The company, a former Canadian mining company that reorganized to drill for oil
in 2005, specializes in heavy oil. That is very thick, high-sulfur oil, which
is what has been found in wells dug in the same location of the Great Salt Lake
in the past. Utah had received more than 2,120 comments on the proposal as of
Friday, said John Harja, director of the Public Lands Policy Office, of the
Division of Oil, Gas and Mining. The application to drill is dated Dec. 19,
2007. Originally, the comment period was to end Feb. 6, but Harja said the
division extended it one week after complaints that the comment period was too
short. "Now they've (the comments) shifted to 'Please save the jetty,'
" Harja said.
Made of rocks
The
Spiral Jetty is a formation several hundred feet wide made of rocks placed off
the shore of the Great Salt Lake. It is at Rozel Point, which is on the west
shore of the Promontory peninsula, south and west of the Golden Spike National
Historic Site. The Spiral Jetty was built in 1970 by American sculptor Robert
Smithson as a piece of land art. It is owned by the Dia Art Foundation of New
York, which acquired it by donation from Smithson's estate in 1999. Smithson
died in 1973. The jetty is a popular destination. If the lake is high, the
jetty is under water, but when the lake level is low enough, as it is now, the
jetty is above water, and visitors can walk out on it. Harja said the
oil-drilling proposal does not threaten the jetty. The drilling will be four
miles out in the lake on barges, he said. The land-based staging area will be at
Little Valley Harbor, 16 miles south near Promontory Point. Access would be
either by rail across the Union Pacific causeway, which crosses the point, or
by road, which goes south from Promontory down the east side of the peninsula.
Economic issue?
If
oil can be economically recovered, he said, the company will build an
underwater pipeline to Little Valley Harbor. While the drilling barges might be
visible from the shore, he said, nothing else will. "All of these things
are coming from the art world," he said. "We're receiving them from
Germany, and everyone says, 'Please don't hurt the jetty.' Maybe they don't
understand, but somebody in the art community that doesn't understand oil
drilling lit up the art world." He said the Division of Oil, Gas and Mining
will make a decision sometime after the comment period ends on Feb. 13. He
doesn't have a firm date on when the oil drilling would commence, but "I
expect they want to go this summer." Lynn de Freitas, executive director
of Friends of the Great Salt Lake, said the concern is not for the jetty, but
for the landscape in which Smithson built it. The northeast area of the Great
Salt Lake is being threatened by several industrial development proposals, she
said, and oil drilling is just part of that trend. Great Salt Lake Minerals
wants to extend its evaporation beds as well, she said, and the whole point of
the Spiral Jetty was that it should be in an untainted, natural setting.

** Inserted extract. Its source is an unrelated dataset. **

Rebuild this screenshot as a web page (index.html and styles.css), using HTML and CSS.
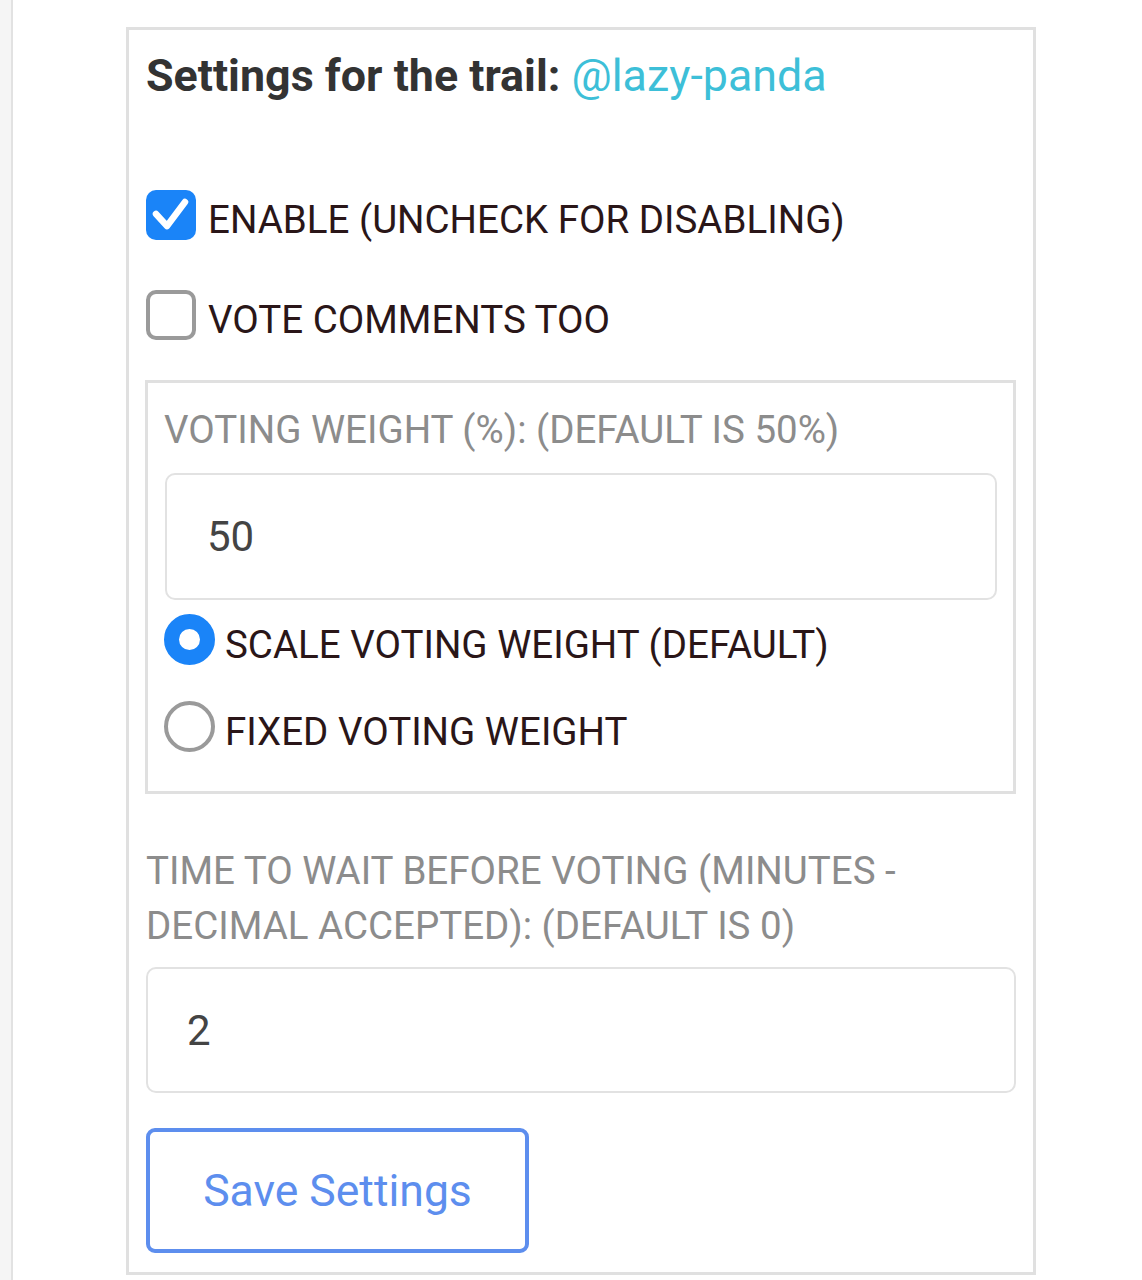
FILE: index.html
```html
<!DOCTYPE html>
<html>
<head>
<meta charset="utf-8">
<link rel="stylesheet" href="styles.css">
</head>
<body>
<div class="page">
  <div class="main">
    <div class="card">
      <h2 class="title">Settings for the trail: <span class="user">@lazy-panda</span></h2>

      <label class="check-row first">
        <span class="box checked">
          <svg viewBox="0 0 50 50" width="50" height="50"><path d="M10 24 L21 36 L39 12" fill="none" stroke="#fff" stroke-width="6.5" stroke-linecap="round" stroke-linejoin="round"/></svg>
        </span>
        <span class="text">ENABLE (UNCHECK FOR DISABLING)</span>
      </label>

      <label class="check-row second">
        <span class="box"></span>
        <span class="text">VOTE COMMENTS TOO</span>
      </label>

      <div class="group">
        <div class="field-label">VOTING WEIGHT (%): (DEFAULT IS 50%)</div>
        <div class="input first-input">50</div>
        <label class="radio-row r1">
          <span class="radio on"></span>
          <span class="text">SCALE VOTING WEIGHT (DEFAULT)</span>
        </label>
        <label class="radio-row r2">
          <span class="radio"></span>
          <span class="text">FIXED VOTING WEIGHT</span>
        </label>
      </div>

      <div class="field-label wait">TIME TO WAIT BEFORE VOTING (MINUTES - DECIMAL ACCEPTED): (DEFAULT IS 0)</div>
      <div class="input second-input">2</div>

      <div class="actions">
        <button class="save">Save Settings</button>
      </div>
    </div>
  </div>
</div>
</body>
</html>
```

FILE: styles.css
```css
html, body {
  margin: 0;
  padding: 0;
}
body {
  font-family: Roboto, "Liberation Sans", Arial, sans-serif;
  background: #ffffff;
}
.page {
  padding-left: 11px;
  background: #f5f5f5;
  min-height: 1280px;
  display: flex;
}
.main {
  flex: 1;
  border-left: 2px solid #e2e2e2;
  background: #ffffff;
  padding: 27px 0 0 113px;
}
.card {
  width: 910px;
  border: 3px solid #e0e0e0;
  padding: 19px 17px 19px 17px;
  box-sizing: border-box;
  display: flex;
  flex-direction: column;
}
.title {
  margin: 0;
  font-size: 44.8px;
  line-height: 54px;
  font-weight: 700;
  color: #333333;
}
.user {
  font-weight: 400;
  color: #3dbfd8;
}
.check-row, .radio-row {
  display: flex;
  align-items: center;
  height: 50px;
}
.check-row .text, .radio-row .text {
  font-size: 38.5px;
  line-height: 41px;
  margin-top: 9px;
  color: #2a1618;
}
.check-row.first { margin-top: 87px; }
.check-row.second { margin-top: 50px; }
.box {
  width: 50px;
  height: 50px;
  box-sizing: border-box;
  border: 4px solid #9a9a9a;
  border-radius: 10px;
  margin-right: 12px;
  flex: none;
}
.box.checked {
  border: none;
  background: #1a84f8;
}
.box svg { display: block; }
.group {
  margin-top: 40px;
  margin-left: -1px;
  border: 3px solid #e0e0e0;
  padding: 24px 16px 39px 16px;
  display: flex;
  flex-direction: column;
}
.field-label {
  font-size: 38.5px;
  line-height: 46px;
  color: #8c8c8c;
}
.input {
  border: 2px solid #e2e2e2;
  border-radius: 10px;
  height: 127px;
  box-sizing: border-box;
  display: flex;
  align-items: center;
  font-size: 42px;
  color: #444444;
  flex: none;
}
.first-input {
  margin-top: 20px;
  margin-left: 1px;
  padding-left: 40px;
}
.radio-row.r1 { margin-top: 14px; height: 51px; }
.radio-row.r2 { margin-top: 36px; height: 51px; }
.radio {
  width: 51px;
  height: 51px;
  box-sizing: border-box;
  border-radius: 50%;
  border: 4px solid #9a9a9a;
  margin-right: 10px;
  flex: none;
}
.radio.on {
  border: 15px solid #1a84f8;
  background: #ffffff;
}
.field-label.wait {
  margin-top: 49px;
  line-height: 55px;
}
.second-input {
  margin-top: 14px;
  padding-left: 39px;
  height: 126px;
}
.actions {
  margin-top: 35px;
  display: flex;
}
.save {
  width: 383px;
  height: 125px;
  box-sizing: border-box;
  border: 4px solid #5d8eee;
  border-radius: 9px;
  background: #ffffff;
  color: #5d8eee;
  font-family: Roboto, "Liberation Sans", Arial, sans-serif;
  font-size: 44.5px;
  padding: 0;
}
```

"It's disturbing, so I think it's right for the global arts community to respond
to the beginning of a trend," she said. With the continual development,
"really it's just a matter of time before you get that sense of presence
of development, before you hurt the 'viewshed' and sense of solitude." She
said viewshed is "the ability to stand on a shoreland and have it
uninterrupted by anthropomorphic structures. To go and say, 'you know, I can
see for miles here.' " That quality is a significant part of the jetty,
she said. "It's where it is and why it is and how it is that comes
together to make this a significant artwork of the 20th century."
Drilling history
Oil
drilling on the Great Salt Lake has a long and, so far, unsuccessful history.
Oil seeps out of the ground naturally near Rozel Point, but it is very thick,
high-sulfur oil. In 1978, Amoco drilled a number of test wells in the same part
of the lake where Pearl Montana Exploration and Production also wants to drill.
Amoco pumped 32,880 barrels from two test wells, but it also pumped more water
than oil. That, combined with the high cost of operating offshore, caused the
company to cease operations and cap the wells in 1981. Representatives from
Pearl Montana Exploration and Production, which is based in Calgary, Canada,
could not be reached Thursday or Friday. However, the company said in a
September 2007 financial statement that it was formed in 2005 to explore for
oil. It is raising money through bank loans and stock sales to buy possible oil
fields in Canada and the United States. It is producing oil from some of those
sites, but so far has not shown a profit.
Fueled by oil prices
The
statement described the Great Salt Lake site as one of several that are
"more speculative in nature but appear to potentially have very large
amounts of oil in place, consistent with our strategy of gaining access to
large resources." Harja said the higher price of oil is probably what is
attracting the company. However, oil prices were also high in 1978 when Amoco
was drilling. The 1978 Iranian Revolution, coupled with the Iran-Iraq War which
began in 1980, caused the price of high-grade oil to more than double, from $14
in 1978 to $35 per barrel in 1981. Calculating for inflation, $35 in 1981
equals $88 in 2008. High-grade oil is now selling for more than $90 a barrel. A
Web site for the heavy oil industry, www.heavyoil.com, reports the price of
heavy oil has gone from $48 a barrel to as much as $69 in recent months. At any
price, Harja said, there's no guarantee the company will do any better than
Amoco. "I expect just imagining the world the way it is, the price of oil
being so high ... they feel they can make a go of it."